## WHAT IS BEING ASKED
Look through the data below. Show each line where the string "index" occurs.

## DATA EXCERPT
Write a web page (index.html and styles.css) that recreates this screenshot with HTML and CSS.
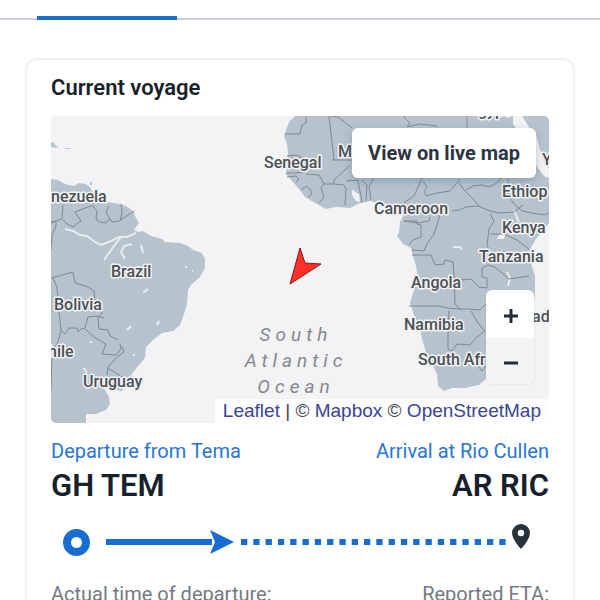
FILE: index.html
```html
<!DOCTYPE html>
<html lang="en">
<head>
<meta charset="utf-8">
<meta name="viewport" content="width=device-width, initial-scale=1">
<title>Current voyage</title>
<link rel="stylesheet" href="styles.css">
</head>
<body>
<div class="tabs"><div class="tab-active"></div></div>
<main class="card">
  <h2 class="card-title">Current voyage</h2>
  <section class="map">
    <svg class="map-canvas" viewBox="51 116 498 307" preserveAspectRatio="xMidYMid slice" role="img" aria-label="Vessel position in the South Atlantic Ocean">
      <g class="land">
        <path d="M51 179L58 180 65 184 74 186 79 183 86 184 90 187 92 191 101 195 108 202 120 204 126 206 133 211 136 218 139 223 134 230 138 232 143 231 151 236 162 239 165 242 180 243 188 246 193 250 202 253 205 259 205 268 200 277 191 285 188 290 187 304 184 314 180 325 173 331 162 333 153 340 146 347 145 358 138 366 132 374 128 382 122 391 104 388 109 397 110 404 106 410 96 414 86 414V423H51Z"/>
        <path d="M295 116L289 122 286 130 284 136 287 144 288 154 287 165 286 174 292 181 299 189 305 197 315 203 326 209 336 207 350 208 360 203 371 201 382 205 393 207 401 205 404 214 400 222 399 232 397 236 403 244 411 248 413 256 416 266 418 279 414 290 410 303 414 315 420 328 422 339 426 352 432 364 437 374 438 386 444 391 452 388 465 388 479 385 488 377 496 370 504 358 511 346 514 330 518 315 530 305 535 296 535 276 530 260 529 251 536 239 549 223V116Z"/>
        <path d="M51 142l3 1 2 3 3 1-3 1-5-1zM65 148h5v1h-5zM90 182h2v3h-2z"/>
      </g>
      <path class="water" d="M513 116H522L529 127 537 137 540 150 545 163 549 169V178L544 176 537 167 532 150 521 135 513 124ZM496 240l5-7 5-2-2 8h-8zM352 190l7 4 1 8-4-1-4-6z"/>
      <path class="rivers" d="M65 229l8 2 7 4 7 1 8 6 6 3 10-4 8-4 8 0 9-4M121 237l-7 9-10 14M132 244l-8 2-3 6 4 7M141 245l2 8M143 293l5-4M157 325l2-4M127 330l4-4M185 267h2M192 271h1M90 342h2M133 355h2M84 368l3 5M453 247h7l2 2M507 272l3 6-2 8M514 210l3 8 2 4"/>
      <g class="borders">
        <path d="M63 205l-1 14-11 4M63 220l4 4 6 3 5-4 3-2-6-9 18-7M93 206l4 5-1 8 4 3 5 1 5-4-4-7 3-6M110 219l2 3 8-1 2-8-1-9M120 220l7-4 7-5M51 222l5-1v5l-4 9-1 15M51 278l4-1 18-5 2 11 13 4 6 4 1 11 5 8 2 3-4 5 1 11 9 1 2 6 8 4M53 278l4 9 2 25 2 18-3 12-6 10-1 38M61 330l4 4 4-6h8l1 4 3-3 4-1 3-11 9-1 7 2M85 329l9 8 12 7-4 10 14 1 5-6-1-5M122 347l2 5-7 5-9 10-1 8M108 368l14 9"/>
        <path d="M306 116v7l-4 2-2 9h-15M329 116l5 44M332 160h24M331 116l7 1 14 11M287 156l10-1 8 5M286 173h9l11-1M287 177l9-1 3 3-3 3M306 174l13 1 5 9-3 3 3 10-5 6M301 190l5-4 4 3 2 5-4 3M324 184l9 0 2-5 9-8 6-6M334 184l10 1 2 4-1 16M346 181l12-1 4 23M362 180l5 5-1 16M373 179l-4 8 2 13M403 116l7 7-3 4 13-3 17 2M467 116v14"/>
        <path d="M422 178l-4 9-4 9-9 6-4 5M423 181l4 6-3 5 3 4M426 196l11-3 13-2 10-12M459 183l6 8 8 8 7 8M466 190l7-4 9-1 7 2 6-3 5-4 3-8M508 178l1 18 5 8 8 7 10 2 13 2 7-4M452 211l7-1 7-3 12-1 12 5 10 2 14-1 9-7M440 215l-6 19-7 10-3 7-12-1M430 217l-1 4-11 2-14-2M404 221h13v3l4 1v12l-8 3-4 5M490 214l4 7-5 8-2 16 3 7M490 234l14 0 13 6 13 10M412 255h19l4 10 9-1 1-4 8 2 1 14 1 28 6 6M453 277l10 3 8-1 8 8 8 1v-10l-5-1v-9l6-3 7 2 7 6 7 6 20-3"/>
        <path d="M409 306h30l8 2 12 1 9 0 12 1 9-9M449 311l-1 21v17l4 2 5-7 13 1 6-7 9-7-7-8-7-12M478 366l4 5 4-5"/>
      </g>
      <g class="places">
        <text x="51" y="202">nezuela</text>
        <text x="111" y="277">Brazil</text>
        <text x="54" y="310">Bolivia</text>
        <text x="48" y="357">hile</text>
        <text x="83" y="387">Uruguay</text>
        <text x="264" y="168">Senegal</text>
        <text x="338" y="157">M</text>
        <text x="478" y="116">gypt</text>
        <text x="542" y="165">Y</text>
        <text x="502" y="197">Ethiop</text>
        <text x="374" y="214">Cameroon</text>
        <text x="502" y="233">Kenya</text>
        <text x="479" y="262">Tanzania</text>
        <text x="411" y="288">Angola</text>
        <text x="404" y="330">Namibia</text>
        <text x="418" y="365">South Afr</text>
        <text x="532" y="322">ad</text>
      </g>
      <g class="ocean">
        <text x="296" y="341">South</text>
        <text x="296" y="367">Atlantic</text>
        <text x="296" y="393">Ocean</text>
      </g>
      <path class="vessel" d="M300 248L305 263 321 264 290 284Z"/>
    </svg>
    <button class="live-button" type="button">View on live map</button>
    <div class="zoom">
      <button type="button" aria-label="Zoom in"><svg viewBox="0 0 16 16"><path d="M8 1v14M1 8h14"/></svg></button>
      <button type="button" aria-label="Zoom out"><svg viewBox="0 0 16 16"><path d="M1 8h14"/></svg></button>
    </div>
    <div class="attribution"><a href="#leaflet">Leaflet</a> | © <a href="#mapbox">Mapbox</a> © <a href="#osm">OpenStreetMap</a></div>
  </section>
  <section class="ports">
    <div class="port">
      <a class="port-link" href="#tema">Departure from Tema</a>
      <div class="port-code">GH TEM</div>
    </div>
    <div class="port port-end">
      <a class="port-link" href="#rio-cullen">Arrival at Rio Cullen</a>
      <div class="port-code">AR RIC</div>
    </div>
  </section>
  <div class="progress">
    <span class="origin"></span>
    <span class="travelled"></span>
    <svg class="arrow" viewBox="0 0 24 24"><path d="M0 0L24 12 0 24 5 12Z"/></svg>
    <svg class="remaining" viewBox="0 0 265 6" preserveAspectRatio="none"><path d="M0 3H265"/></svg>
    <svg class="pin" viewBox="0 0 18 25"><path fill-rule="evenodd" d="M9 0a9 9 0 0 0-9 9c0 6.500 9 16 9 16s9-9.500 9-16a9 9 0 0 0-9-9zm0 5.800a3.200 3.200 0 1 1 0 6.400 3.200 3.200 0 0 1 0-6.400z"/></svg>
  </div>
  <div class="times"><span>Actual time of departure:</span><span>Reported ETA:</span></div>
</main>
</body>
</html>
```
FILE: styles.css
```css
* { box-sizing: border-box; }
body {
  margin: 0;
  background: #fff;
  color: #17212b;
  font-family: Roboto, "Liberation Sans", sans-serif;
}
.tabs {
  display: flex;
  align-items: flex-end;
  height: 20px;
  padding-left: 37px;
  border-bottom: 2px solid #ccccdc;
}
.tab-active {
  width: 140px;
  height: 4px;
  margin-bottom: -2px;
  background: #1b6ccc;
}
.card {
  margin: 38px 25px 0;
  padding: 16px 24px 0;
  border: 2px solid #f1f1f2;
  border-bottom: 0;
  border-radius: 12px 12px 0 0;
}
.card-title {
  margin: 0 0 16px;
  font-size: 22px;
  line-height: 24px;
  font-weight: 600;
}
.map {
  position: relative;
  aspect-ratio: 498 / 307;
  overflow: hidden;
  border-radius: 5px;
  background: #f3f3f5;
}
.map-canvas { display: block; width: 100%; height: 100%; }
.land { fill: #b6c3cd; }
.water { fill: #f3f3f5; }
.rivers { fill: none; stroke: #e6edf2; stroke-width: 2; }
.borders { fill: none; stroke: #7d8891; stroke-width: 1; stroke-linejoin: round; }
.places {
  font-size: 16px;
  font-weight: 500;
  fill: #4c5054;
  stroke: #f2f4f6;
  stroke-width: 3px;
  stroke-linejoin: round;
  paint-order: stroke;
}
.ocean {
  font-size: 19px;
  font-style: italic;
  letter-spacing: 5px;
  text-anchor: middle;
  fill: #85878c;
}
.vessel { fill: #fb3028; stroke: #8d1614; stroke-width: 1; }
.live-button {
  position: absolute;
  top: 12px;
  right: 13px;
  height: 50px;
  padding: 0 16px;
  border: 0;
  border-radius: 6px;
  background: #fff;
  box-shadow: 0 3px 8px #465a7855;
  color: #2c3441;
  font: 700 20px Roboto, sans-serif;
}
.zoom {
  position: absolute;
  right: 15px;
  bottom: 39px;
  width: 48px;
  overflow: hidden;
  border-radius: 6px;
  box-shadow: 0 0 2px #46506433;
}
.zoom button {
  display: grid;
  place-items: center;
  width: 100%;
  height: 48px;
  padding: 4px 0 0 2px;
  border: 0;
  background: #fff;
}
.zoom button + button { height: 46px; background: #f4f4f5; }
.zoom svg { width: 16px; height: 16px; fill: none; stroke: #222a33; stroke-width: 3; }
.attribution {
  position: absolute;
  right: 0;
  bottom: 0;
  padding: 0 8px;
  background: #ffffffcc;
  color: #44464b;
  font: 19px/24px "Liberation Sans", sans-serif;
  white-space: nowrap;
}
.attribution a { color: #3b4590; text-decoration: none; }
.ports {
  display: flex;
  justify-content: space-between;
  margin-top: 16px;
}
.port-end { text-align: right; }
.port-link {
  display: block;
  color: #2876d2;
  font-size: 20px;
  line-height: 24px;
  text-decoration: none;
}
.port-code {
  margin-top: 5px;
  font-size: 31px;
  line-height: 36px;
  font-weight: 600;
}
.progress {
  display: flex;
  align-items: center;
  height: 28px;
  margin: 24px 19px 0 12px;
}
.origin {
  width: 27px;
  height: 27px;
  border: 8px solid #176dd2;
  border-radius: 50%;
}
.travelled {
  flex: 106;
  height: 6px;
  margin-left: 16px;
  background: #176dd2;
}
.arrow { width: 24px; height: 24px; fill: #176dd2; margin-left: -2px; }
.remaining {
  flex: 265;
  min-width: 0;
  height: 6px;
  margin: 0 6px 0 7px;
  fill: none;
  stroke: #176dd2;
  stroke-width: 6;
  stroke-dasharray: 6.3 6;
}
.pin { width: 18px; height: 25px; margin-bottom: 12px; fill: #28323b; }
.times {
  display: flex;
  justify-content: space-between;
  margin-top: 26px;
  color: #737982;
  font-size: 20px;
  line-height: 24px;
}
```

## SOLUTION TO THE PROBLEM
Write a web page (index.html and styles.css) that recreates this screenshot with HTML and CSS.
FILE: index.html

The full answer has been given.